** Begin **

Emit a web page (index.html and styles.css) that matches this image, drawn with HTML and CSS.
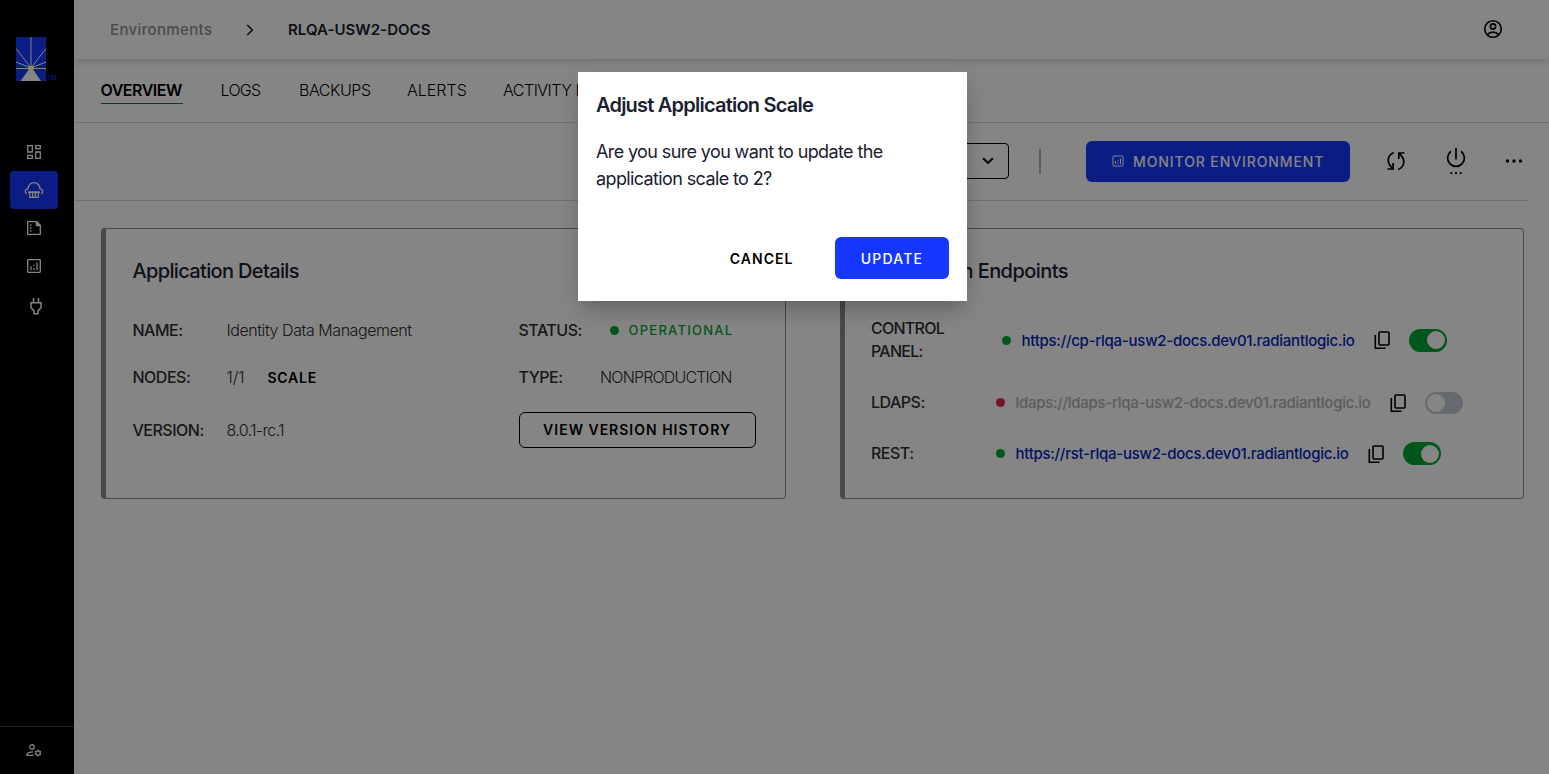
FILE: index.html
```html
<!DOCTYPE html>
<html lang="en">
<head>
<meta charset="utf-8">
<title>RLQA-USW2-DOCS</title>
<link rel="stylesheet" href="styles.css">
</head>
<body>
<div class="app">
  <aside class="sidebar">
    <div class="logo">
      <svg width="30" height="44" viewBox="0 0 30 44"><rect width="30" height="44" fill="#1736ff"/><path d="M15 0V31M0 11.500L15 31L30 11.500M0 25L15 31L30 25M0 31.500H30" stroke="#fff" stroke-width="1" fill="none"/><path d="M12.500 29h5v4l7.500 11H4.500l8-11z" fill="#fff"/></svg>
      <span class="tm">TM</span>
    </div>
    <nav class="side-nav">
      <a class="side-item"><svg width="16" height="16" viewBox="0 0 16 16" fill="none" stroke="#fff" stroke-width="1.300"><path d="M1.700 1.700h4.600v6.300H1.700zM9.700 1.700h4.600v3H9.700zM1.700 11.300h4.600v3H1.700zM9.700 8h4.600v6.300H9.700z"/></svg></a>
      <a class="side-item active"><svg width="20" height="18" viewBox="0 0 20 18" fill="none" stroke="#fff" stroke-width="1.300"><path d="M3 12.800C.4 11.800 .6 8.300 4 7.700 4.200 4 7 1.700 10 1.700s5.800 2.300 6 6c3.400.600 3.600 4.100 1 5.100"/><path d="M4 11.200h12" stroke-width="1.800"/><path d="M5.700 11.500v4.900h8.600v-4.900M8.600 11.500v4.500M11.400 11.500v4.500" stroke-width="1.200"/></svg></a>
      <a class="side-item"><svg width="16" height="16" viewBox="0 0 16 16" fill="none" stroke="#fff" stroke-width="1.300"><path d="M1.700 1.700h9l3.600 3.600v9H1.700z"/><path d="M10.500 2v3.500H14z" fill="#fff"/><path d="M4 5h1.400M4 8h1.400M4 11h1.400"/></svg></a>
      <a class="side-item"><svg width="16" height="16" viewBox="0 0 16 16" fill="none" stroke="#fff" stroke-width="1.300"><rect x="1.700" y="1.700" width="12.600" height="12.600" rx=".5"/><path d="M5 8.300v4M8 10v2.300M8 6.800v1.500M11 4.500v7.800"/></svg></a>
      <a class="side-item plug"><svg width="14" height="18" viewBox="0 0 14 18" fill="none" stroke="#fff" stroke-width="1.500"><path d="M4.500 1v4.500M9.500 1v4.500M2 5.700h10v5l-3 3.200v2.800H5v-2.800l-3-3.200z"/></svg></a>
    </nav>
    <div class="side-foot"><svg width="18" height="16" viewBox="0 0 18 16" fill="none" stroke="#fff" stroke-width="1.200"><circle cx="7" cy="4" r="2.300"/><path d="M8 8.800c-3 0-6 1.200-6 2.600v1h6.500"/><circle cx="13" cy="10" r="2.200"/><path d="M13 6.500v1.300M13 12.200v1.300M10 8.300l1.100.600M14.900 11.100l1.100.600M10 11.700l1.100-.600M14.900 8.900l1.100-.600" stroke-width="1.500"/></svg></div>
  </aside>

  <main class="main">
    <header class="topbar">
      <span class="crumb">Environments</span>
      <svg class="crumb-sep" width="8" height="12" viewBox="0 0 8 12" fill="none" stroke="#111827" stroke-width="1.600"><path d="M1.300 1L6.300 6l-5 5"/></svg>
      <span class="crumb-now">RLQA-USW2-DOCS</span>
      <svg class="user" width="20" height="20" viewBox="0 0 20 20" fill="none" stroke="#000" stroke-width="1.600"><circle cx="10" cy="10" r="8.300"/><circle cx="10" cy="7.500" r="2.600"/><path d="M4.300 15.700c3-3.400 8.400-3.400 11.400 0"/></svg>
    </header>
    <nav class="tabs">
      <a class="tab overview current"><span>OVERVIEW</span></a>
      <a class="tab logs">LOGS</a>
      <a class="tab backups">BACKUPS</a>
      <a class="tab alerts">ALERTS</a>
      <a class="tab activity">ACTIVITY LOG</a>
    </nav>
    <div class="toolbar">
      <div class="select"><svg width="12" height="8" viewBox="0 0 12 8" fill="none" stroke="#000" stroke-width="2"><path d="M1.200 1.200L6 6l4.800-4.800"/></svg></div>
      <i class="divider"></i>
      <button class="monitor"><svg width="12" height="12" viewBox="0 0 12 12" fill="none" stroke="#fff" stroke-width="1"><rect x="1" y="1" width="10" height="10" rx=".5"/><path d="M3.500 6v3M6 7.500V9M6 5v1M8.500 3.500V9"/></svg><span>MONITOR ENVIRONMENT</span></button>
      <svg class="sync" width="20" height="20" viewBox="0 0 20 20" fill="none" stroke="#000" stroke-width="1.700"><path d="M7.700 1.500C1 4.500.3 12 6.500 17M1.500 18h5.700v-6"/><path d="M12.300 18.500c6.700-3 7.400-10.500 1.200-15.500M18.500 2h-5.700v6"/></svg>
      <svg class="power" width="20" height="28" viewBox="0 0 20 28" fill="none" stroke="#000" stroke-width="1.700"><path d="M10 1v11.500M5 4.200a8.400 8.400 0 1 0 10 0"/><path d="M4.500 26h1.800M9.100 26h1.800M13.700 26h1.800" stroke-width="1.800"/></svg>
      <svg class="more" width="18" height="6" viewBox="0 0 18 6"><circle cx="2.500" cy="3" r="1.700"/><circle cx="9" cy="3" r="1.700"/><circle cx="15.500" cy="3" r="1.700"/></svg>
    </div>

    <section class="cards">
      <article class="card">
        <h2 class="h-details">Application Details</h2>
        <div class="details">
          <b class="lbl">NAME:</b><span class="val">Identity Data Management</span>
          <b class="lbl">STATUS:</b><span class="val status"><i class="dot green"></i><span class="oper">OPERATIONAL</span></span>
          <b class="lbl">NODES:</b><span class="val"><span class="count">1/1</span><span class="scale">SCALE</span></span>
          <b class="lbl">TYPE:</b><span class="val type">NONPRODUCTION</span>
          <b class="lbl">VERSION:</b><span class="val version">8.0.1-rc.1</span>
          <button class="history">VIEW VERSION HISTORY</button>
        </div>
      </article>
      <article class="card">
        <h2 class="h-endpoints">Application Endpoints</h2>
        <div class="endpoints">
          <div class="ep ep1"><b class="lbl">CONTROL<br>PANEL:</b><i class="dot green"></i><a class="url">https://cp-rlqa-usw2-docs.dev01.radiantlogic.io</a><svg class="copy" width="16" height="20" viewBox="0 0 16 20" fill="none" stroke="#000" stroke-width="1.600"><rect x="5" y="2" width="10" height="13" rx="1"/><path d="M1.300 5v13.200H11.500"/></svg><i class="toggle on"></i></div>
          <div class="ep ep2"><b class="lbl">LDAPS:</b><i class="dot red"></i><a class="url off">ldaps://ldaps-rlqa-usw2-docs.dev01.radiantlogic.io</a><svg class="copy" width="16" height="20" viewBox="0 0 16 20" fill="none" stroke="#000" stroke-width="1.600"><rect x="5" y="2" width="10" height="13" rx="1"/><path d="M1.300 5v13.200H11.500"/></svg><i class="toggle"></i></div>
          <div class="ep ep3"><b class="lbl">REST:</b><i class="dot green"></i><a class="url">https://rst-rlqa-usw2-docs.dev01.radiantlogic.io</a><svg class="copy" width="16" height="20" viewBox="0 0 16 20" fill="none" stroke="#000" stroke-width="1.600"><rect x="5" y="2" width="10" height="13" rx="1"/><path d="M1.300 5v13.200H11.500"/></svg><i class="toggle on"></i></div>
        </div>
      </article>
    </section>
    <section class="nodes">
      <h4>Identity Data Management</h4>
      <div class="nodes-head"><span>NODE NAME</span><span>STATUS</span><span>CPU</span></div>
      <div class="nodes-band"></div>
    </section>
  </main>
</div>

<div class="overlay">
  <div class="modal">
    <h3>Adjust Application Scale</h3>
    <p>Are you sure you want to update the<br>application scale to 2?</p>
    <div class="actions"><button class="cancel">CANCEL</button><button class="update">UPDATE</button></div>
  </div>
</div>
</body>
</html>
```
FILE: styles.css
```css
* { box-sizing: border-box; }
body { margin: 0; font-family: Inter, "Liberation Sans", sans-serif; color: #2e2e2e; background: #fff; overflow: hidden; }
button { font-family: inherit; margin: 0; padding: 0; border: 0; }
svg { display: block; flex: none; }
h2, h3, h4, p { margin: 0; }
span, a, h2, h3, h4 { white-space: nowrap; }

.app { display: flex; width: 1549px; height: 774px; }
.sidebar { width: 74px; background: #000; display: flex; flex-direction: column; flex: none; }
.logo { display: flex; align-items: flex-end; gap: 1px; padding: 37px 0 0 16px; height: 81px; }
.tm { font-size: 6px; line-height: 6px; color: #1736ff; }
.side-nav { margin-top: 52px; display: flex; flex-direction: column; padding-left: 10px; }
.side-item { width: 48px; height: 38px; border-radius: 4px; display: flex; align-items: center; justify-content: center; }
.side-item.active { background: #1736ff; }
.plug { padding: 3px 0 0 4px; }
.side-foot { margin-top: auto; height: 48px; border-top: 1px solid #3a3a3a; display: flex; align-items: center; padding-left: 25px; }

.main { flex: 1; display: flex; flex-direction: column; min-width: 0; }
.topbar { height: 59px; flex: none; display: flex; align-items: center; padding: 0 46px 0 36px; box-shadow: 0 2px 8px rgba(0, 0, 0, .18); font-size: 15px; font-weight: 500; }
.crumb { color: #8f8f8f; width: 136px; letter-spacing: .36px; }
.crumb-sep { margin-right: 34px; }
.crumb-now { color: #1b2130; font-weight: 600; letter-spacing: .05px; }
.user { margin-left: auto; margin-bottom: 2px; }

.tabs { height: 64px; flex: none; display: flex; padding: 20px 0 0 26.500px; border-bottom: 1px solid #d6d6d6; font-size: 16px; font-weight: 300; color: #000; }
.tab { line-height: 22px; height: 25px; }
.overview { width: 120px; font-weight: 600; letter-spacing: -.5px; }
.overview span { display: inline-block; height: 25px; width: 82px; border-bottom: 1px solid #0c7a43; }
.logs { width: 78.500px; letter-spacing: -.68px; }
.backups { width: 108px; letter-spacing: -.42px; }
.alerts { width: 96px; letter-spacing: 0; }
.activity { letter-spacing: -.5px; }

.toolbar { height: 78px; flex: none; margin-right: 21px; border-bottom: 1px solid #d6d6d6; display: flex; align-items: center; justify-content: flex-end; padding: 0 5.500px 1px 0; }
.select { width: 240px; height: 36px; border: 1px solid #000; border-radius: 4px; display: flex; align-items: center; justify-content: flex-end; padding-right: 14px; }
.divider { width: 2px; height: 25px; background: #b4b4b4; margin: 0 45.500px 0 30px; }
.monitor { width: 264px; height: 41px; border-radius: 6px; background: #1736ff; color: #fff; font-size: 14px; font-weight: 500; letter-spacing: .9px; display: flex; align-items: center; padding-left: 26px; gap: 9px; margin-right: 35.500px; }
.sync { margin-right: 40px; }
.power { margin-right: 39px; }

.cards { display: flex; gap: 54px; padding: 27px 25px 0 27px; }
.card { height: 271px; flex: 1; border: 1px solid #8d8d8d; border-left-width: 5px; border-radius: 4px; padding: 29px 0 0 26.500px; }
.card h2 { font-size: 20px; line-height: 26px; font-weight: 500; color: #1b2130; }
.h-details { letter-spacing: -.65px; }
.h-endpoints { letter-spacing: -.56px; }
.lbl { font-size: 16px; line-height: 23px; font-weight: 500; letter-spacing: -.5px; }
.details { display: grid; grid-template-columns: 94px 292px 81.500px 1fr; grid-template-rows: 47px 47px 59px; align-items: center; padding-top: 23px; font-size: 16px; font-weight: 300; }
.val { display: flex; align-items: center; letter-spacing: -.44px; margin-bottom: 1px; }
.version { letter-spacing: -.62px; }
.type { letter-spacing: -.83px; }
.status { padding-left: 9.500px; gap: 10px; }
.oper { margin-bottom: 1px; }
.dot { width: 9px; height: 9px; border-radius: 50%; flex: none; }
.green { background: #00a835; }
.red { background: #e0294f; }
.oper { font-size: 13px; font-weight: 500; color: #00a835; letter-spacing: 1.250px; }
.count { letter-spacing: -.1px; width: 41px; }
.scale { font-size: 14px; font-weight: 600; color: #000; letter-spacing: .75px; }
.history { grid-column: 3 / 5; width: 237px; height: 36px; border: 1px solid #000; border-radius: 6px; background: none; font-size: 14px; font-weight: 600; letter-spacing: 1px; color: #000; margin-bottom: 2px; }

.endpoints { padding-top: 25px; }
.ep { display: flex; align-items: center; }
.ep .lbl { width: 124.500px; }
.ep1 { height: 62px; }
.ep1 .lbl { width: 130.500px; letter-spacing: -.75px; }
.ep2 { height: 63px; }
.ep3 { height: 39px; }
.url { font-size: 15px; font-weight: 500; color: #0626b8; margin: 0 19px 0 11px; letter-spacing: -.26px; }
.url.off { color: #b0b0b0; letter-spacing: -.28px; }
.ep3 .url { letter-spacing: -.27px; }
.copy { margin-right: 19px; }
.toggle { width: 38px; height: 22px; border-radius: 12px; background: #c4ccd6; padding: 2px; display: flex; }
.toggle::before { content: ""; width: 18px; height: 18px; border-radius: 50%; background: #fff; }
.toggle.on { height: 23px; background: #00a835; justify-content: flex-end; align-items: center; }

.nodes { padding-top: 42px; color: #fdfdfd; }
.nodes h4 { padding-left: 36px; font-size: 17.500px; line-height: 24px; font-weight: 600; letter-spacing: -.45px; }
.nodes-head { height: 64px; padding: 30px 0 0 27px; display: grid; grid-template-columns: 256px 258px 1fr; font-size: 14px; line-height: 22px; font-weight: 600; }
.nodes-band { height: 68px; background: #fdfdfd; }

.overlay { position: absolute; inset: 0; background: rgba(0, 0, 0, .48); }
.modal { position: absolute; left: 578px; top: 72px; width: 389px; height: 229px; background: #fff; padding: 19px 18px 22px; box-shadow: 0 10px 20px -4px rgba(0, 0, 0, .3); color: #1b2130; display: flex; flex-direction: column; }
.modal h3 { font-size: 20px; line-height: 28px; font-weight: 600; letter-spacing: -.78px; }
.modal p { font-size: 18px; line-height: 27px; margin-top: 19px; font-weight: 400; letter-spacing: -.62px; }
.actions { margin-top: auto; display: flex; justify-content: flex-end; align-items: center; gap: 41.500px; }
.cancel { background: none; color: #000; font-size: 14px; font-weight: 600; letter-spacing: 1.050px; }
.update { width: 114px; height: 42px; border-radius: 6px; background: #1736ff; color: #fff; font-size: 14px; font-weight: 500; letter-spacing: 1.200px; }
```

** End **

WHAT IS NEEDED >> Pick each line holding the word "index" out of the listing.

RESULT >>
Emit a web page (index.html and styles.css) that matches this image, drawn with HTML and CSS.
FILE: index.html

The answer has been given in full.